What’s the Difference Between the COVID Vaccines?

With the approval last month of the Moderna vaccine by the Food and Drug Administration, we now have two COVID-19 vaccines available. Two more – one from Johnson & Johnson the other from AstraZeneca – are on the way and could be approved as soon as February.

Healthcare workers, residents of nursing facilities and some first responders have already received the Pfizer vaccine, the first one approved by the FDA. Moderna has begun shipping its vaccine with the first of the 25 million initial doses administered last month.

People eager to be immunized have inundated doctors’ offices and clinics asking when the vaccine will be available. The best answer is soon.

Which one, though, will you receive? And does it make any difference?

The answer to the first question is whichever vaccine can be obtained the quickest or, in some cases, whichever your health plan recommends.
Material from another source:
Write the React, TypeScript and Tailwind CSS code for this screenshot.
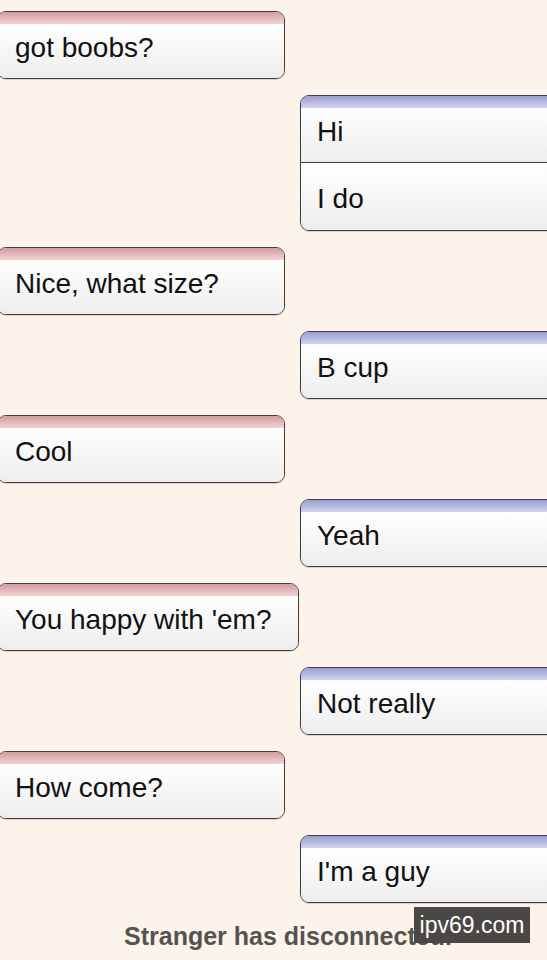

It really doesn’t make any difference to you.

Both vaccines require two separate doses to reach maximum effectiveness 21 days apart for Pfizer and 28 days for the Moderna version. Both protect about equally well. The FDA data shows Pfizer is 95% effective after both doses. Moderna is 94.1%.

Unlike most other vaccines, these two vaccines use pieces of protein from the SARS-CoV-2 virus to prompt the body to create antibodies. Conventional vaccines, like the annual flu shot, are manufactured from viruses typically grown in chicken eggs. These chicken grown viruses are then killed or weakened to become vaccines.

The COVID vaccines employ messenger RNA (mRNA), a newer technology. These vaccines “teach” the body to replicate the little bit of the CoV-2 protein, which, in turn, creates an immune response causing the body to make the antibodies that provide the protection against the virus.

The most significant difference between the Moderna and the Pfizer vaccines is how they must be stored. Both can survive for a few days in standard refrigeration. For longer periods, the less stable Pfizer vaccine must be kept in ultra-low temperatures below -94 F. That makes shipping and storing Pfizer’s vaccine somewhat more complicated, especially outside urban areas where the low temperature refrigeration is not easily available.

“At the end of the day, these two vaccines are pretty similar,” Dr. Thomas Russo, professor and chief of infectious disease at the State University of New York, tells Health. “Grab it while you can.”